**Exercise brief:** Search the listing below for the string "components" and show each line that contains it.

☆ ☆ ☆

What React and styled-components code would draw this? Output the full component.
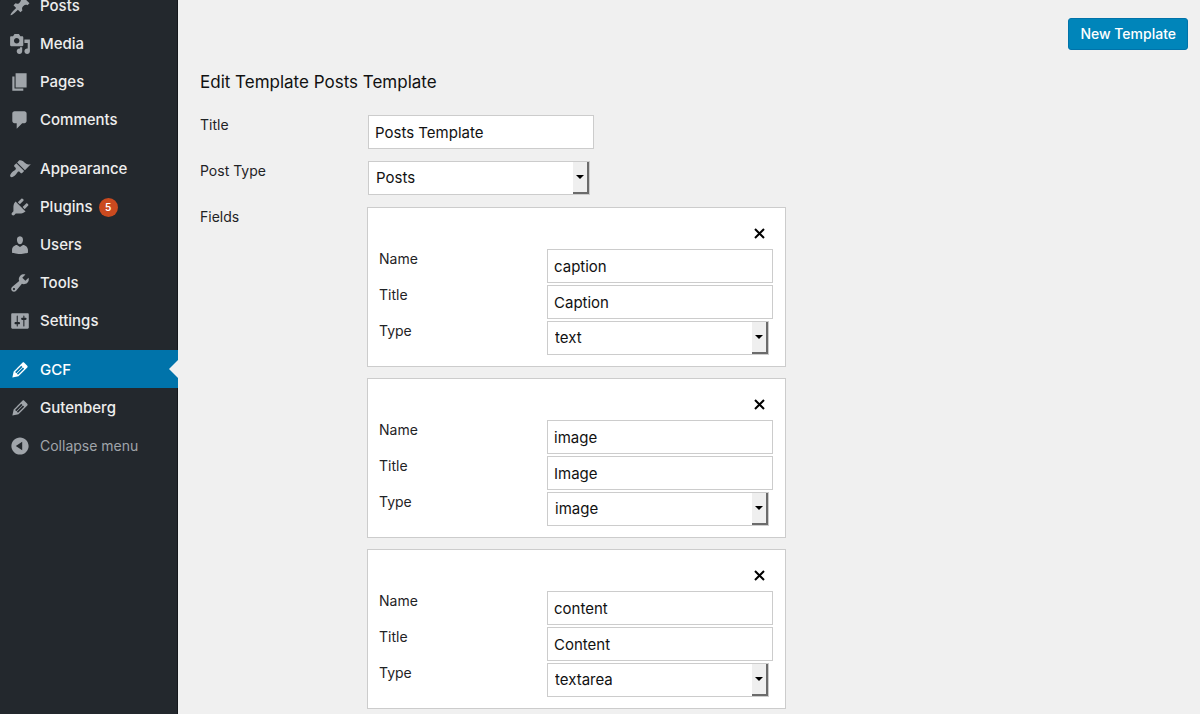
import React, { useId } from "react";
import styled, { createGlobalStyle } from "styled-components";

const GlobalStyle = createGlobalStyle`
  *, *::before, *::after { box-sizing: border-box; }
  body {
    margin: 0;
    background: #f0f0f0;
    color: #1f2326;
    font-family: Inter, "Liberation Sans", sans-serif;
    font-size: 14px;
    line-height: 20px;
  }
`;

const Page = styled.div`
  display: flex;
  min-height: 100vh;
  overflow: hidden;
`;

const Sidebar = styled.nav`
  flex: 0 0 178px;
  background: #23282d;
  border-right: 1px solid #14181c;
`;

/* The menu is scrolled a little, so its first entry is cut by the window. */
const MenuList = styled.ul`
  list-style: none;
  margin: -14px 0 0;
  padding: 0;
`;

const MenuItem = styled.li`
  margin-top: ${(p) => (p.$group ? "11px" : "0")};
`;

const MenuLink = styled.a`
  position: relative;
  display: flex;
  align-items: center;
  gap: 9px;
  height: 38px;
  padding: 2px 0 0 9px;
  margin-right: -1px;
  font-size: 15px;
  font-weight: 500;
  text-decoration: none;
  color: ${(p) => (p.$active ? "#fff" : "#eee")};
  background: ${(p) => (p.$active ? "#0073aa" : "transparent")};

  &::after {
    content: "";
    display: ${(p) => (p.$active ? "block" : "none")};
    position: absolute;
    right: 0;
    top: 10px;
    border: 9px solid transparent;
    border-left-width: 0;
    border-right-color: #f0f0f0;
  }
`;

const CollapseButton = styled.button`
  display: flex;
  align-items: center;
  gap: 9px;
  width: 100%;
  height: 38px;
  padding: 2px 0 0 9px;
  border: 0;
  background: none;
  color: #a0a5aa;
  font: inherit;
  cursor: pointer;
`;

const MenuIcon = styled.svg`
  flex: none;
  width: 22px;
  height: 22px;
  fill: ${(p) => (p.$active ? "#fff" : "#a0a5aa")};
`;

const Badge = styled.span`
  width: 19px;
  height: 19px;
  margin-left: -3px;
  border-radius: 50%;
  background: #ca4a1f;
  color: #fff;
  font-size: 10px;
  font-weight: 600;
  line-height: 19px;
  text-align: center;
`;

const Main = styled.main`
  flex: 1;
  min-width: 0;
  padding: 18px 12px 5px 22px;
`;

const Toolbar = styled.header`
  display: flex;
  justify-content: flex-end;
`;

const PrimaryButton = styled.button`
  height: 32px;
  padding: 0 11px;
  border: 1px solid #0073aa;
  border-radius: 3px;
  background: #0085ba;
  color: #fff;
  font: inherit;
  font-weight: 500;
  cursor: pointer;
`;

const Heading = styled.h1`
  margin: 20px 0;
  color: #111;
  font-size: 17px;
  font-weight: 400;
  line-height: 24px;
`;

const Form = styled.form`
  display: grid;
  gap: 10px;
`;

const Row = styled.div`
  display: grid;
  grid-template-columns: 167px minmax(0, 1fr);
  align-items: start;
`;

const Label = styled.label`
  padding-top: 1px;
`;

const TextInput = styled.input`
  width: 226px;
  height: 34px;
  margin: 1px;
  padding: 0 6px;
  border: 1px solid #ccc;
  border-radius: 0;
  background: #fff;
  color: #111;
  font: inherit;
  font-size: 15px;
`;

const SelectWrap = styled.div`
  position: relative;
  width: 222px;
  height: 34px;
  margin: 1px;
`;

const Select = styled.select`
  appearance: none;
  width: 100%;
  height: 100%;
  padding: 0 20px 0 7px;
  border: 1px solid #ccc;
  border-radius: 0;
  background: #fff;
  color: #111;
  font: inherit;
  font-size: 15px;
`;

const SelectArrow = styled.span`
  position: absolute;
  top: 1px;
  right: 1px;
  bottom: 1px;
  display: flex;
  align-items: center;
  justify-content: center;
  width: 16px;
  background: #efefef;
  border: solid #6b6b6b;
  border-width: 0 2px 2px 0;
  pointer-events: none;

  &::before {
    content: "";
    border: 4px solid transparent;
    border-top-color: #000;
    border-bottom-width: 0;
  }
`;

const CardList = styled.div`
  display: grid;
  gap: 11px;
  justify-items: start;
  margin: 1px 0;
`;

const Card = styled.fieldset`
  min-width: 0;
  margin: 0;
  padding: 11px 11px 10px;
  border: 1px solid #ccc;
  background: #fff;
`;

const CardHeader = styled.div`
  display: flex;
  justify-content: flex-end;
`;

const RemoveButton = styled.button`
  display: flex;
  align-items: center;
  justify-content: center;
  width: 29px;
  height: 29px;
  padding: 0;
  border: 0;
  background: none;
  cursor: pointer;

  svg {
    width: 11px;
    height: 11px;
    fill: none;
    stroke: #000;
    stroke-width: 2;
  }
`;

const icons = {
  post: "M10.44 3.02l1.82-1.82 6.36 6.35-1.83 1.82c-1.05-.68-2.48-.57-3.41.36l-.75.75c-.92.93-1.04 2.35-.35 3.41l-1.83 1.82-2.41-2.41-2.8 2.79c-.42.42-3.38 2.71-3.8 2.29s1.86-3.39 2.28-3.81l2.79-2.79L4.1 9.36l1.83-1.82c1.05.69 2.48.57 3.4-.36l.75-.75c.93-.92 1.05-2.35.36-3.41z",
  media: "M13 11V4c0-.55-.45-1-1-1h-1.67L9 1H5L3.67 3H2c-.55 0-1 .45-1 1v7c0 .55.45 1 1 1h10c.55 0 1-.45 1-1zM7 4.5c1.38 0 2.5 1.12 2.5 2.5S8.38 9.5 7 9.5 4.5 8.38 4.5 7 5.62 4.5 7 4.5zM14 6h5v10.5c0 1.38-1.12 2.5-2.5 2.5S14 17.88 14 16.5s1.12-2.5 2.5-2.5c.17 0 .34.02.5.05V9h-3V6zm-4 8.05V13h2v3.5c0 1.38-1.12 2.5-2.5 2.5S7 17.88 7 16.5 8.12 14 9.5 14c.17 0 .34.02.5.05z",
  page: "M6 15V2h10v13H6zm-1 1h8v2H3V5h2v11z",
  comments: "M5 2h9c1.1 0 2 .9 2 2v7c0 1.1-.9 2-2 2h-2l-5 5v-5H5c-1.1 0-2-.9-2-2V4c0-1.1.9-2 2-2z",
  appearance: "M14.48 11.06L7.41 3.99l1.5-1.5c.5-.56 2.3-.47 3.51.32 1.21.8 1.43 1.28 2.91 2.1 1.18.64 2.45 1.26 4.45.85zm-.71.71L6.7 4.7 4.93 6.47c-.39.39-.39 1.02 0 1.41l1.06 1.06c.39.39.39 1.03 0 1.42-.6.6-1.43 1.11-2.21 1.69-.35.26-.7.53-1.01.84C1.43 14.23.4 16.08 1.4 17.07c.99 1 2.84-.03 4.18-1.36.31-.31.58-.66.85-1.02.57-.78 1.08-1.61 1.69-2.21.39-.39 1.02-.39 1.41 0l1.06 1.06c.39.39 1.02.39 1.41 0z",
  plugins: "M13.11 4.36L9.87 7.6 8 5.73l3.24-3.24c.35-.34 1.05-.2 1.56.32.52.51.66 1.21.31 1.55zm-8 1.77l.91-1.12 9.01 9.01-1.19.84c-.71.71-2.63 1.16-3.82 1.16H6.14L4.9 17.26c-.59.59-1.54.59-2.12 0-.59-.58-.59-1.53 0-2.12l1.24-1.24v-3.88c0-1.13.4-3.19 1.09-3.89zm7.26 3.97l3.24-3.24c.34-.35 1.04-.21 1.55.31.52.51.66 1.21.31 1.55l-3.24 3.25z",
  users: "M10 9.25c-2.27 0-2.73-3.44-2.73-3.44C7 4.02 7.82 2 9.97 2c2.16 0 2.98 2.02 2.71 3.81 0 0-.41 3.44-2.68 3.44zm0 2.57L12.72 10c2.39 0 4.52 2.33 4.52 4.53v2.49s-3.65 1.13-7.24 1.13c-3.65 0-7.24-1.13-7.24-1.13v-2.49c0-2.25 1.94-4.48 4.47-4.48z",
  tools: "M16.68 9.77c-1.34 1.34-3.3 1.67-4.95.99l-5.41 6.52c-.99.99-2.59.99-3.58 0s-.99-2.59 0-3.57l6.52-5.42c-.68-1.65-.35-3.61.99-4.95 1.28-1.28 3.12-1.62 4.72-1.06l-2.89 2.89 2.82 2.82 2.86-2.87c.53 1.58.18 3.39-1.08 4.65zM3.81 16.21c.4.39 1.04.39 1.43 0 .4-.4.4-1.04 0-1.43-.39-.4-1.03-.4-1.43 0-.39.39-.39 1.03 0 1.43z",
  settings: "M18 16V4c0-.55-.45-1-1-1H3c-.55 0-1 .45-1 1v12c0 .55.45 1 1 1h14c.55 0 1-.45 1-1zM8 11h1c.55 0 1 .45 1 1s-.45 1-1 1H8v1.5c0 .28-.22.5-.5.5s-.5-.22-.5-.5V13H6c-.55 0-1-.45-1-1s.45-1 1-1h1V5.5c0-.28.22-.5.5-.5s.5.22.5.5V11zm5-2h-1c-.55 0-1-.45-1-1s.45-1 1-1h1V5.5c0-.28.22-.5.5-.5s.5.22.5.5V7h1c.55 0 1 .45 1 1s-.45 1-1 1h-1v5.5c0 .28-.22.5-.5.5s-.5-.22-.5-.5V9z",
  edit: "M13.89 3.39l2.71 2.72c.46.46.42 1.24.03 1.64l-8.01 8.02-5.56 1.16 1.16-5.58s7.6-7.63 7.99-8.03c.39-.39 1.22-.39 1.68.07zm-2.73 2.79l-5.59 5.61 1.11 1.11 5.54-5.65zm-2.97 8.23l5.58-5.6-1.07-1.08-5.59 5.6z",
  collapse: "M10 2.16c4.33 0 7.84 3.51 7.84 7.84s-3.51 7.84-7.84 7.84S2.16 14.33 2.16 10 5.71 2.16 10 2.16zm2 11.72V6.12L6.18 9.97z",
};

const menu = [
  { label: "Posts", icon: "post" },
  { label: "Media", icon: "media" },
  { label: "Pages", icon: "page" },
  { label: "Comments", icon: "comments" },
  { label: "Appearance", icon: "appearance", group: true },
  { label: "Plugins", icon: "plugins", count: 5 },
  { label: "Users", icon: "users" },
  { label: "Tools", icon: "tools" },
  { label: "Settings", icon: "settings" },
  { label: "GCF", icon: "edit", group: true, active: true },
  { label: "Gutenberg", icon: "edit" },
];

const fields = [
  { name: "caption", title: "Caption", type: "text" },
  { name: "image", title: "Image", type: "image" },
  { name: "content", title: "Content", type: "textarea" },
];

function Icon({ name, active }) {
  return (
    <MenuIcon viewBox="0 0 20 20" aria-hidden="true" $active={active}>
      <path d={icons[name]} fillRule="evenodd" />
    </MenuIcon>
  );
}

function TextRow({ label, value }) {
  const id = useId();
  return (
    <Row>
      <Label htmlFor={id}>{label}</Label>
      <TextInput id={id} type="text" defaultValue={value} />
    </Row>
  );
}

function SelectRow({ label, value, options }) {
  const id = useId();
  return (
    <Row>
      <Label htmlFor={id}>{label}</Label>
      <SelectWrap>
        <Select id={id} defaultValue={value}>
          {options.map((o) => (
            <option key={o}>{o}</option>
          ))}
        </Select>
        <SelectArrow />
      </SelectWrap>
    </Row>
  );
}

function FieldCard({ field }) {
  return (
    <Card>
      <CardHeader>
        <RemoveButton type="button" aria-label="Remove field">
          <svg viewBox="0 0 11 11">
            <path d="M1 1l9 9M10 1l-9 9" />
          </svg>
        </RemoveButton>
      </CardHeader>
      <TextRow label="Name" value={field.name} />
      <TextRow label="Title" value={field.title} />
      <SelectRow label="Type" value={field.type} options={["text", "image", "textarea"]} />
    </Card>
  );
}

export default function App() {
  return (
    <>
      <GlobalStyle />
      <Page>
        <Sidebar>
          <MenuList>
            {menu.map((m) => (
              <MenuItem key={m.label} $group={m.group}>
                <MenuLink href="#" $active={m.active}>
                  <Icon name={m.icon} active={m.active} />
                  {m.label}
                  {m.count && <Badge>{m.count}</Badge>}
                </MenuLink>
              </MenuItem>
            ))}
            <MenuItem>
              <CollapseButton type="button">
                <Icon name="collapse" />
                Collapse menu
              </CollapseButton>
            </MenuItem>
          </MenuList>
        </Sidebar>
        <Main>
          <Toolbar>
            <PrimaryButton type="button">New Template</PrimaryButton>
          </Toolbar>
          <Heading>Edit Template Posts Template</Heading>
          <Form>
            <TextRow label="Title" value="Posts Template" />
            <SelectRow label="Post Type" value="Posts" options={["Posts", "Pages"]} />
            <Row>
              <Label as="span">Fields</Label>
              <CardList>
                {fields.map((f) => (
                  <FieldCard key={f.name} field={f} />
                ))}
              </CardList>
            </Row>
          </Form>
        </Main>
      </Page>
    </>
  );
}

☆ ☆ ☆

**Output of the task:**
What React and styled-components code would draw this? Output the full component.
import styled, { createGlobalStyle } from "styled-components";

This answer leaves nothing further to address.